In her first interview after the incident, Griggs said she had received hundreds of emails and disconnected her phone after getting over 100 calls. Though the November issue was scheduled for delivery, Griggs said, "I don't know if I'm going to continue Cooks Source. At this point, it's looking doubtful." The article elaborated that Cooks Source commonly received cookbooks and recipes from publishers and that its content was routinely duplicated from those sources, sometimes with express permission. Shortly after the interview's publication, Gaudio was able to confirm Griggs' donation, and therefore considered the matter "all resolved, at least to my satisfaction."

On November 17, 2010, the Cooks Source homepage was updated again, with a personal statement from Griggs which claimed Gaudio's email was "antagonistic and just plain rude", that Gaudio had neglected to post "nice" things Griggs had said in her email alongside the rude things, and that Griggs had offered to compensate Gaudio for the article, but that Gaudio "never gave [her] a chance" to address the issue. Griggs reiterated that she would likely close down Cooks Source due to the backlash. Gaudio responded by posting her side of her correspondence with Griggs; she explained that she was unable to post Griggs' portion of the email conversation due to Griggs holding copyright on her own words. The Cooks Source and Travel Source homepages were later taken offline completely, and Facebook deleted the related pages originally created by Griggs.

==Analysis and additional infringement allegations==
The incident prompted editorials from a range of journalists including Melissa Block of NPR's All Things Considered, Zachary Hunchar of Technorati, and CNN's Eatocracy. Journalist Ivor Tossell opined that this may be the first major Facebook-based internet vigilantism where many participants used their real names instead of remaining anonymous. He noted that Griggs resembled a cartoonish "pantomime villain", and her passive-aggressive attitude, and not the infringement itself, caused the response. TechRepublic offered tips to avoid having one's online work used without credit. One author compared the incident to the 2008 sourcing dispute that led to the demise of The Bulletin, a small Texas alternative weekly. Glenn Fleishman wrote that "regardless of the provenance of the email, it was scary to watch the net awake as one."

The NPR program On the Media discussed the episode as an example of how quickly and severely anger can spread on the Internet, noting that the episode had made the phrase "but honestly, Monica" into an internet meme and had spawned the verb "to Griggs", defined as "to use content on the Web without permission, then request payment from the original author for rewrites and editing." Paul Bradshaw reviewed professional options for Griggs that might have mitigated the impact of the negative response.
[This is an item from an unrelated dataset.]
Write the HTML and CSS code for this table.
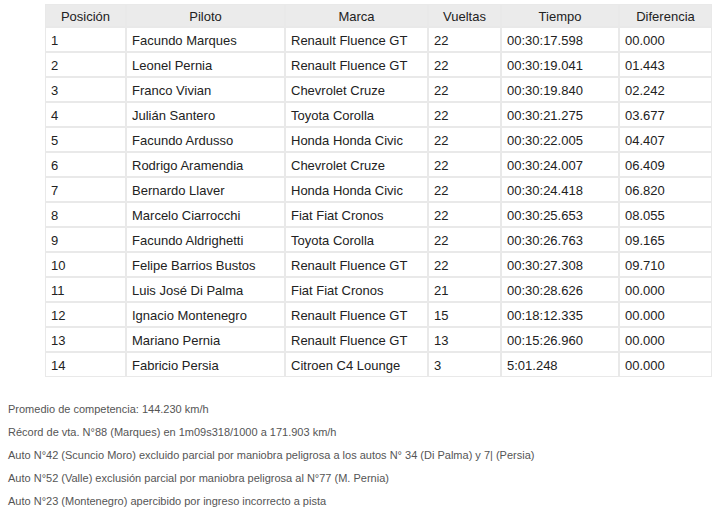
FILE: index.html
```html
<!DOCTYPE html>
<html lang="es">
<head>
<meta charset="utf-8">
<title>Resultados</title>
<link rel="stylesheet" href="styles.css">
</head>
<body>
<div class="page">
<table class="results">
<thead>
<tr>
<th class="c-pos">Posición</th>
<th class="c-pil">Piloto</th>
<th class="c-mar">Marca</th>
<th class="c-vue">Vueltas</th>
<th class="c-tie">Tiempo</th>
<th class="c-dif">Diferencia</th>
</tr>
</thead>
<tbody>
<tr><td>1</td><td>Facundo Marques</td><td>Renault Fluence GT</td><td>22</td><td>00:30:17.598</td><td>00.000</td></tr>
<tr><td>2</td><td>Leonel Pernia</td><td>Renault Fluence GT</td><td>22</td><td>00:30:19.041</td><td>01.443</td></tr>
<tr><td>3</td><td>Franco Vivian</td><td>Chevrolet Cruze</td><td>22</td><td>00:30:19.840</td><td>02.242</td></tr>
<tr><td>4</td><td>Julián Santero</td><td>Toyota Corolla</td><td>22</td><td>00:30:21.275</td><td>03.677</td></tr>
<tr><td>5</td><td>Facundo Ardusso</td><td>Honda Honda Civic</td><td>22</td><td>00:30:22.005</td><td>04.407</td></tr>
<tr><td>6</td><td>Rodrigo Aramendia</td><td>Chevrolet Cruze</td><td>22</td><td>00:30:24.007</td><td>06.409</td></tr>
<tr><td>7</td><td>Bernardo Llaver</td><td>Honda Honda Civic</td><td>22</td><td>00:30:24.418</td><td>06.820</td></tr>
<tr><td>8</td><td>Marcelo Ciarrocchi</td><td>Fiat Fiat Cronos</td><td>22</td><td>00:30:25.653</td><td>08.055</td></tr>
<tr><td>9</td><td>Facundo Aldrighetti</td><td>Toyota Corolla</td><td>22</td><td>00:30:26.763</td><td>09.165</td></tr>
<tr><td>10</td><td>Felipe Barrios Bustos</td><td>Renault Fluence GT</td><td>22</td><td>00:30:27.308</td><td>09.710</td></tr>
<tr><td>11</td><td>Luis José Di Palma</td><td>Fiat Fiat Cronos</td><td>21</td><td>00:30:28.626</td><td>00.000</td></tr>
<tr><td>12</td><td>Ignacio Montenegro</td><td>Renault Fluence GT</td><td>15</td><td>00:18:12.335</td><td>00.000</td></tr>
<tr><td>13</td><td>Mariano Pernia</td><td>Renault Fluence GT</td><td>13</td><td>00:15:26.960</td><td>00.000</td></tr>
<tr><td>14</td><td>Fabricio Persia</td><td>Citroen C4 Lounge</td><td>3</td><td>5:01.248</td><td>00.000</td></tr>
</tbody>
</table>
<div class="notes">
<p>Promedio de competencia: 144.230 km/h</p>
<p>Récord de vta. N°88 (Marques) en 1m09s318/1000 a 171.903 km/h</p>
<p>Auto N°42 (Scuncio Moro) excluido parcial por maniobra peligrosa a los autos N° 34 (Di Palma) y 7| (Persia)</p>
<p>Auto N°52 (Valle) exclusión parcial por maniobra peligrosa al N°77 (M. Pernia)</p>
<p>Auto N°23 (Montenegro) apercibido por ingreso incorrecto a pista</p>
</div>
</div>
</body>
</html>
```
FILE: styles.css
```css
html, body {
  margin: 0;
  padding: 0;
  background: #ffffff;
}
.page {
  padding: 4px 0 0 0;
  font-family: "Liberation Sans", Arial, sans-serif;
}
.results {
  margin-left: 45px;
  width: 667px;
  table-layout: fixed;
  border-collapse: separate;
  border-spacing: 0;
  font-size: 13px;
  color: #222222;
}
.results th,
.results td {
  box-sizing: border-box;
  border: 1px solid #e9e9e9;
  padding: 2px 5px 0;
  text-align: left;
  font-weight: normal;
  white-space: nowrap;
  overflow: hidden;
}
.results th {
  background: #ebebeb;
  text-align: center;
  height: 23px;
}
.results td {
  height: 25px;
}
.c-pos { width: 81px; }
.c-pil { width: 159px; }
.c-mar { width: 143px; }
.c-vue { width: 73px; }
.c-tie { width: 118px; }
.c-dif { width: 93px; }
.notes {
  padding: 16px 0 0 8px;
  font-size: 11px;
  color: #555555;
}
.notes p {
  margin: 10px 0;
  line-height: 13px;
}
```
Joseph P. Kahn used the Cooks Source incident to illustrate how senders should have no expectation of privacy once something is electronically transmitted to a recipient, especially if it is potentially controversial or embarrassing.

After Gaudio posted Griggs' email, online investigators created a Google Spreadsheet and compiled almost 170 instances where Cooks Source appeared to have lifted copyrighted material, including text and images, from other sources, "including NPR, Hallmark and the website of Food Network personality Paula Deen." Blogger Edward Champion contacted the original authors or publishers of several pieces published in Cooks Source and confirmed that many of them had been used without permission. NPR sent the magazine a cease-and-desist letter.